• _The request_
The answer is a single number: how many lines hold the string "styles".

(Code that builds pages)
****************
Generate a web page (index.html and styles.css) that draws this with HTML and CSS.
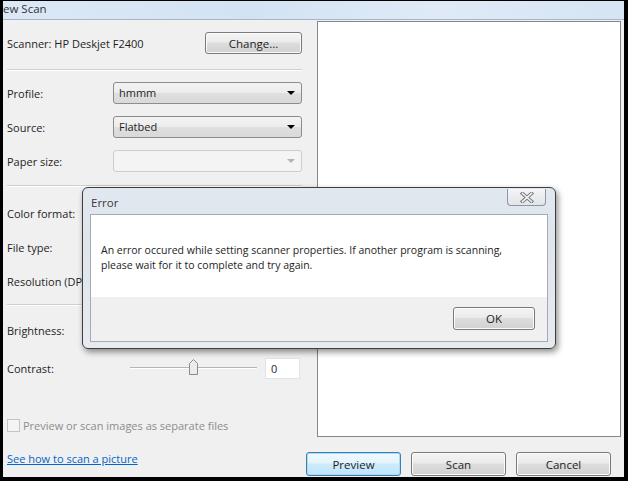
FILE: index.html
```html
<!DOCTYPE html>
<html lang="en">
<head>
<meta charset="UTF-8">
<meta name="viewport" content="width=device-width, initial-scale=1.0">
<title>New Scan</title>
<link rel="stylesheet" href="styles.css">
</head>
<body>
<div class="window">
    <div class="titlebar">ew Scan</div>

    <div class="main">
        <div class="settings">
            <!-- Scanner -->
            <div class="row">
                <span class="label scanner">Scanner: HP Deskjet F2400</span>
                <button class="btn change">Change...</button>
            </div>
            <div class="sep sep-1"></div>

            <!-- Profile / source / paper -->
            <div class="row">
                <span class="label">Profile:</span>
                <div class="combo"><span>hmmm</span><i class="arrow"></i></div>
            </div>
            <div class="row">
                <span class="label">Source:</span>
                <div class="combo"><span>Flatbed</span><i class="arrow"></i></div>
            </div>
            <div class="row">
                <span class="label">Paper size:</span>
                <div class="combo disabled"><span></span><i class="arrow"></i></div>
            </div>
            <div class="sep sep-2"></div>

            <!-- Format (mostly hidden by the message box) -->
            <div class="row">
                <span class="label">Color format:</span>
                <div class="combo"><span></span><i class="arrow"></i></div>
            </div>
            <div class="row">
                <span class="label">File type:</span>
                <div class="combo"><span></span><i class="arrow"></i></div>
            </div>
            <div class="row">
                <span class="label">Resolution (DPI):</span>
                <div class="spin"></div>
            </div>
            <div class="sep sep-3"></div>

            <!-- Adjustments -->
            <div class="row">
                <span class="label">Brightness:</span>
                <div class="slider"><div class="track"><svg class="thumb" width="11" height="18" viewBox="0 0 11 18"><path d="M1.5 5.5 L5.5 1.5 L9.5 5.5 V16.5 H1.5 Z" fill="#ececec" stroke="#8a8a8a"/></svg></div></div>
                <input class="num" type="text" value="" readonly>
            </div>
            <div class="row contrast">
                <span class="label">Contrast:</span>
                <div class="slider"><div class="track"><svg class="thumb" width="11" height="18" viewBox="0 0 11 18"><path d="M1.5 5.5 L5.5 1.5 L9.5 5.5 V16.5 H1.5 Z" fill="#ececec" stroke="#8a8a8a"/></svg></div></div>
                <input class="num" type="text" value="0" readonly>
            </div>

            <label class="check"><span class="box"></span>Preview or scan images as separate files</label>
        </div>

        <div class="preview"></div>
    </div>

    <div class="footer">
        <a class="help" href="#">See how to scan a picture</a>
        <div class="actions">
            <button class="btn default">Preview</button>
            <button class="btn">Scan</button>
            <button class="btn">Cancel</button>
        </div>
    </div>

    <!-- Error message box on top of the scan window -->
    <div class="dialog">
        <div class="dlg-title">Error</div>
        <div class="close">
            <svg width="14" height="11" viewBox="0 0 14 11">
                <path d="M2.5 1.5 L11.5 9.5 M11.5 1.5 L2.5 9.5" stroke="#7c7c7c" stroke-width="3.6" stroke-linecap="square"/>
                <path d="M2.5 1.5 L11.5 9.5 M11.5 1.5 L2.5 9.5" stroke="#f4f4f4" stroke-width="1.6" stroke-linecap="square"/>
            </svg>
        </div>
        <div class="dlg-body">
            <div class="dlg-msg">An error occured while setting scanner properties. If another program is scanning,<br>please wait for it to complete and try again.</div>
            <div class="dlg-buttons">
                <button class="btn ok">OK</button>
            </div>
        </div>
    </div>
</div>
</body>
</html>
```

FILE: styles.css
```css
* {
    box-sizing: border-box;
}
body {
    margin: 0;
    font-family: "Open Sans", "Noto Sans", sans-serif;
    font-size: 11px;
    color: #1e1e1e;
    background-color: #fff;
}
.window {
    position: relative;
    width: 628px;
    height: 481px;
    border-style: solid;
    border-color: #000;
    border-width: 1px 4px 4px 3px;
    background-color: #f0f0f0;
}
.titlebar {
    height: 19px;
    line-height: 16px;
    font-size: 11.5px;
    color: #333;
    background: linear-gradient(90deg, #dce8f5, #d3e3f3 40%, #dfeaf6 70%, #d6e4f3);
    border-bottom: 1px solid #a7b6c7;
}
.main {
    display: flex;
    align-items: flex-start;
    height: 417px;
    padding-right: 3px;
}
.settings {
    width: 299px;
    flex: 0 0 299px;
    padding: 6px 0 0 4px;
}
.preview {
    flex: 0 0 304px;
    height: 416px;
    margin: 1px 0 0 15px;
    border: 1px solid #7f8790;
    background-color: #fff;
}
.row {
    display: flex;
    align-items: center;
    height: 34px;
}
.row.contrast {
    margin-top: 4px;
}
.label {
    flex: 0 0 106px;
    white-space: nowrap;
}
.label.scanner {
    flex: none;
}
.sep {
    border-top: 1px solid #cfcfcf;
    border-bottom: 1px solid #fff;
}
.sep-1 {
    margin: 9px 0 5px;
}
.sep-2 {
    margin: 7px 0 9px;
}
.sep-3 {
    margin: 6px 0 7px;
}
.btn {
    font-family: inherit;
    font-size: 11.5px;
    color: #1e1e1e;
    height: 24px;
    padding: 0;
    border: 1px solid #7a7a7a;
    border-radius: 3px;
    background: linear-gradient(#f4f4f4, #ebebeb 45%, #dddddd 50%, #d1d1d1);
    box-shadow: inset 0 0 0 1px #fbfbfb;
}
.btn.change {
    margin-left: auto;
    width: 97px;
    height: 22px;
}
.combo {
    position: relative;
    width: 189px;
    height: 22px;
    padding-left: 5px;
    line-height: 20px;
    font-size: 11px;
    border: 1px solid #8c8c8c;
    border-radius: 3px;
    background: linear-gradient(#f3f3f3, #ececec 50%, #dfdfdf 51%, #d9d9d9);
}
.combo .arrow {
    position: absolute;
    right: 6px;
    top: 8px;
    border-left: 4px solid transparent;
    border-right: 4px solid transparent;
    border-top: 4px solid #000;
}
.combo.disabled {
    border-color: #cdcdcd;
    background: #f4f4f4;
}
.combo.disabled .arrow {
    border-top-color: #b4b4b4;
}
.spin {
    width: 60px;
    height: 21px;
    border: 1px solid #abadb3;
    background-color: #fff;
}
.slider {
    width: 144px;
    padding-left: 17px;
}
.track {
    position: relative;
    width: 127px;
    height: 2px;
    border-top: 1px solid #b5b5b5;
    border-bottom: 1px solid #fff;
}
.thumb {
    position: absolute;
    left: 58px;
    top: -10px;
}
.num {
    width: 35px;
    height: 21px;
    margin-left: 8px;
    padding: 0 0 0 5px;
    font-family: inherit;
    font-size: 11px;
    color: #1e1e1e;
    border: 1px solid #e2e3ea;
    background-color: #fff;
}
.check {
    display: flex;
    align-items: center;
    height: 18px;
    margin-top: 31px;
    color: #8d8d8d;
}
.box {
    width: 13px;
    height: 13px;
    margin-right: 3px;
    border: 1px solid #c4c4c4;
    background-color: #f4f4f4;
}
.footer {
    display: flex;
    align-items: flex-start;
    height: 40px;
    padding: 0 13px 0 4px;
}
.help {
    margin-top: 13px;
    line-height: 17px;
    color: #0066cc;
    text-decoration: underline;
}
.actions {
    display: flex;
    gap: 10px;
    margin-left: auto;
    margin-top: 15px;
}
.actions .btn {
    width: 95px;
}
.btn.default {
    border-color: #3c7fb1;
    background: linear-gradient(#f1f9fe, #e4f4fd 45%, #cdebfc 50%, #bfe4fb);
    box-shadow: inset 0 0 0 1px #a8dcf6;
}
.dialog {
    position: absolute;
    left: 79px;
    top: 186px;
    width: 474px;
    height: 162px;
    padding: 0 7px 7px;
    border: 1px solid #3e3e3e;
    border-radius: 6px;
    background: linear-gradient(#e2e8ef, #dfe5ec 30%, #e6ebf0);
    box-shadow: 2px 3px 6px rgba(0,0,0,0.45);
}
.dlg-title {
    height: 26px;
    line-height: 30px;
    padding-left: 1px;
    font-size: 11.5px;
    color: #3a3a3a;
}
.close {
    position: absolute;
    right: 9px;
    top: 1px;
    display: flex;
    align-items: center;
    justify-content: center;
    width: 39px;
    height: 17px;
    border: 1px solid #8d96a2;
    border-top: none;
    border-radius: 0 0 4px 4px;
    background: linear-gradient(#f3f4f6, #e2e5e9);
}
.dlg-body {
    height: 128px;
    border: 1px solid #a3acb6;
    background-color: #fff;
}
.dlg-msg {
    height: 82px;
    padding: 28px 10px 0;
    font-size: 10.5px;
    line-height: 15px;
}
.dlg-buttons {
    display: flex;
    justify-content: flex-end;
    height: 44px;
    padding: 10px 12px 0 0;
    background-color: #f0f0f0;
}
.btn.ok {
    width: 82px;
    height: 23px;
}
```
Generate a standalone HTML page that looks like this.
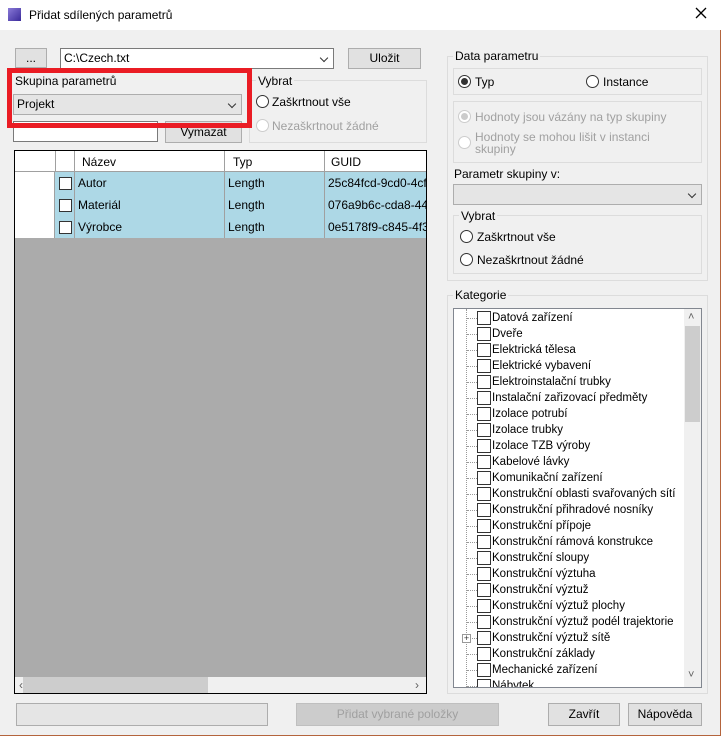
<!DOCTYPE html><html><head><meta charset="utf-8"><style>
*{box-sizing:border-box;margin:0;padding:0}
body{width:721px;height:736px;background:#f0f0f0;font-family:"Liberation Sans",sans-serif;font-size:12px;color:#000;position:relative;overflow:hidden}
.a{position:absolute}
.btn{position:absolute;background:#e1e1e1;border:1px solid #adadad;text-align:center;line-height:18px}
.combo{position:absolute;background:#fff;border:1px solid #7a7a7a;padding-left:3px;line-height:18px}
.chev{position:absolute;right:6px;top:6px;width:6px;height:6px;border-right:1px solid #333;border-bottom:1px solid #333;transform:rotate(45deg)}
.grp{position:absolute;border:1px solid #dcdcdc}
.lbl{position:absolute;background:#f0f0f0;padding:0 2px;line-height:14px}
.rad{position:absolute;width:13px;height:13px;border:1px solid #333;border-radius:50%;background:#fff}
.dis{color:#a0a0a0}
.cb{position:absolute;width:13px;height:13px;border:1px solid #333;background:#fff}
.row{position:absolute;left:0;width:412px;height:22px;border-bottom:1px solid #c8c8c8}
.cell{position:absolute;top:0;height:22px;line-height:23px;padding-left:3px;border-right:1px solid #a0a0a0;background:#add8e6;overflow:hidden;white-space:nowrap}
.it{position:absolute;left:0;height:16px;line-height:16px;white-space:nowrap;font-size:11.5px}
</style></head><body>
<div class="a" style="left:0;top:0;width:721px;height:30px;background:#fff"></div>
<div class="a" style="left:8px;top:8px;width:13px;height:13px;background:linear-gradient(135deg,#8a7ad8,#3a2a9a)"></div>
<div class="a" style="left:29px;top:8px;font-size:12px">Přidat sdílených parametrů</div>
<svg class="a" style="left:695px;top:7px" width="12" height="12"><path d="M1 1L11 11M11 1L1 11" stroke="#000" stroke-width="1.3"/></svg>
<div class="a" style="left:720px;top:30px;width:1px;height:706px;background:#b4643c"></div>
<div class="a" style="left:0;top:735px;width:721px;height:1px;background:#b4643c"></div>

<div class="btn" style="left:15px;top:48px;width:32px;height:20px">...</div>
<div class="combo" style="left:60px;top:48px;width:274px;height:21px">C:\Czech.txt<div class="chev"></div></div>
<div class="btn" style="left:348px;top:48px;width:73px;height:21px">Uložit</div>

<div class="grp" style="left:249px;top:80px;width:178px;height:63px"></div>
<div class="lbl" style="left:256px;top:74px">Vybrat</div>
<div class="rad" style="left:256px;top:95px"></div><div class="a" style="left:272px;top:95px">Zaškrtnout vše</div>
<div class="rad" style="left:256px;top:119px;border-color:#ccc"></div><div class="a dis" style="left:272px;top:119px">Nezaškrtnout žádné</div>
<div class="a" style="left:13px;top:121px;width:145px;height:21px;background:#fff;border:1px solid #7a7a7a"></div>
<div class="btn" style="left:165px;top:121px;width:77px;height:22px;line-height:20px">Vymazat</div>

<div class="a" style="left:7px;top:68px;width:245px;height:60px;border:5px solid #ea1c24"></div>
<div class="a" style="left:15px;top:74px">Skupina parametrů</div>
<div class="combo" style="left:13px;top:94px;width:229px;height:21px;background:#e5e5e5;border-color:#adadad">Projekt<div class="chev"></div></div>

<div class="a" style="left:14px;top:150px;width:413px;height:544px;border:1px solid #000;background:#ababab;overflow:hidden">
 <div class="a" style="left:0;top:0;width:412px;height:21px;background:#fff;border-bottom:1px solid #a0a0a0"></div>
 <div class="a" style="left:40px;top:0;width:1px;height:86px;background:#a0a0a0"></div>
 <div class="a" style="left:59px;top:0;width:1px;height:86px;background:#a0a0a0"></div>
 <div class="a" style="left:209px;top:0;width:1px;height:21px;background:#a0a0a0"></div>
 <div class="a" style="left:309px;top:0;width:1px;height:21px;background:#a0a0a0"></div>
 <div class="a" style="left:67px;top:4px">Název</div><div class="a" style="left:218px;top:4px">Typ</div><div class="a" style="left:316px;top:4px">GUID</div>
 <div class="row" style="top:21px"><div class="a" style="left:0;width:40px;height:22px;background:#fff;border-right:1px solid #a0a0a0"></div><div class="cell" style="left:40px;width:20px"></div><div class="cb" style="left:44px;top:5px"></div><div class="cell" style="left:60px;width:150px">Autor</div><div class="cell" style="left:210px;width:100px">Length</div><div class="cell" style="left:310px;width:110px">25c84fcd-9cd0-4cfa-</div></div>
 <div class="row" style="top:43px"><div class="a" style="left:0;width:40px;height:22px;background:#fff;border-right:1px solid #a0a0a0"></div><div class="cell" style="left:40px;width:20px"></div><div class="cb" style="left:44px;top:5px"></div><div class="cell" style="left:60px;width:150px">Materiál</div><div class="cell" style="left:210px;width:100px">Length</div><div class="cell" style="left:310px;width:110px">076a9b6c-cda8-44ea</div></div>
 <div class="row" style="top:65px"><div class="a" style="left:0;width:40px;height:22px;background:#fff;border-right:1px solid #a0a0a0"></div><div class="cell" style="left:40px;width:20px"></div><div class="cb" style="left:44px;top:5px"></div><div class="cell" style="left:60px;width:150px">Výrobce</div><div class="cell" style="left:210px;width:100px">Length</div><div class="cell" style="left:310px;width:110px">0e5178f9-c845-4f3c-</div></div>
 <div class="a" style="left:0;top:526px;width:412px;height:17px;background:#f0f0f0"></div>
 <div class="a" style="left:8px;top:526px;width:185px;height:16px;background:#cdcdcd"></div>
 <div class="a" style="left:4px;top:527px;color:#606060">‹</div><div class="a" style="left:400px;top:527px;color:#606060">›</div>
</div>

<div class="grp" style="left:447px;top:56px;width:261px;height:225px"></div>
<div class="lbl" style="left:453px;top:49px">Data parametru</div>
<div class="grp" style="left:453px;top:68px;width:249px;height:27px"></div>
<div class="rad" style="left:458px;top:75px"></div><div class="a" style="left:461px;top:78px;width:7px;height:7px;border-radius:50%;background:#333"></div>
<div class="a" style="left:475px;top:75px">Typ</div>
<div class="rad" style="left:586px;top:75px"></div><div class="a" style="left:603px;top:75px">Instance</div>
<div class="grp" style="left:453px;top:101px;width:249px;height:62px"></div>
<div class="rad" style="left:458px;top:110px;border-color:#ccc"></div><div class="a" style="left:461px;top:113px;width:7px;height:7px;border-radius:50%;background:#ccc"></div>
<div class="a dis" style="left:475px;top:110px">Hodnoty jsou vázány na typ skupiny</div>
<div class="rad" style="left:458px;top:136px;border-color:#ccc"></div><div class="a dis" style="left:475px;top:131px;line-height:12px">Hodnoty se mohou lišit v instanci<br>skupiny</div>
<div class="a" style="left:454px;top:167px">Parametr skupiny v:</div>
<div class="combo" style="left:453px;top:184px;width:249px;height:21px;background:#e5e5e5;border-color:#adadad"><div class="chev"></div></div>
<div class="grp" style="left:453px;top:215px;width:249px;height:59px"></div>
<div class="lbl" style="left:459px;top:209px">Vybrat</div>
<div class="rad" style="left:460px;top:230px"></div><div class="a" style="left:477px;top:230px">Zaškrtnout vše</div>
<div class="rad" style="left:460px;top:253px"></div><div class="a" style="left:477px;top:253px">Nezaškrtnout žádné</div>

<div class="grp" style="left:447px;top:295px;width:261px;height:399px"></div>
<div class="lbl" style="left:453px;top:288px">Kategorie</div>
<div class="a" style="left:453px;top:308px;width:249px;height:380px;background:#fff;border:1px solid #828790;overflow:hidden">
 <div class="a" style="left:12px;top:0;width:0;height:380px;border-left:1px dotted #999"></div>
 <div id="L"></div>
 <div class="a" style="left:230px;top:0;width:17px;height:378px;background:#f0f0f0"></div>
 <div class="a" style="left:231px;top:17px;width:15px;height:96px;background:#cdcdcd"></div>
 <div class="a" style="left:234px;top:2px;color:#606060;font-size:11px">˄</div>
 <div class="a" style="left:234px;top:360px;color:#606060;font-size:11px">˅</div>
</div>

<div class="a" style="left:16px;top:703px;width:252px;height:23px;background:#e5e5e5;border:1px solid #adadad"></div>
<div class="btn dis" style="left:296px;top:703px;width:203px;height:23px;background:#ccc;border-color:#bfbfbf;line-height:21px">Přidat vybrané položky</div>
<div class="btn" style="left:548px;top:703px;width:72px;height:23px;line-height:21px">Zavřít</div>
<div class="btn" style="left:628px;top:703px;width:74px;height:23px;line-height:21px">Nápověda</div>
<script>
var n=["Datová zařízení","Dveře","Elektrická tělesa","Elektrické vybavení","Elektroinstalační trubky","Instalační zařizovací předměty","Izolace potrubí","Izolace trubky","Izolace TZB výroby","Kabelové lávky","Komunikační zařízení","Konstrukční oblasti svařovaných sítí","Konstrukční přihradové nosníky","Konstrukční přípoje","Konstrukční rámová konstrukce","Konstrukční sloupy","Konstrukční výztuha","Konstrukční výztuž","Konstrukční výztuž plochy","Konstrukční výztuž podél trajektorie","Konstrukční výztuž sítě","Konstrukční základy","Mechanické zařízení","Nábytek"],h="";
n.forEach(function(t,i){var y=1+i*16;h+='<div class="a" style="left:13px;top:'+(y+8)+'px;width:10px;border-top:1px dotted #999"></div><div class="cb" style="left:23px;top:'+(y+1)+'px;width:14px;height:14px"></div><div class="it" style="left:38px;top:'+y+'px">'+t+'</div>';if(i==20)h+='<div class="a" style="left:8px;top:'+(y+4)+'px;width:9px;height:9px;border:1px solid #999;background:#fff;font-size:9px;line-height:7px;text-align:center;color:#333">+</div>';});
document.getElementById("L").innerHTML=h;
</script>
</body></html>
****************
• _Result for this exercise_
3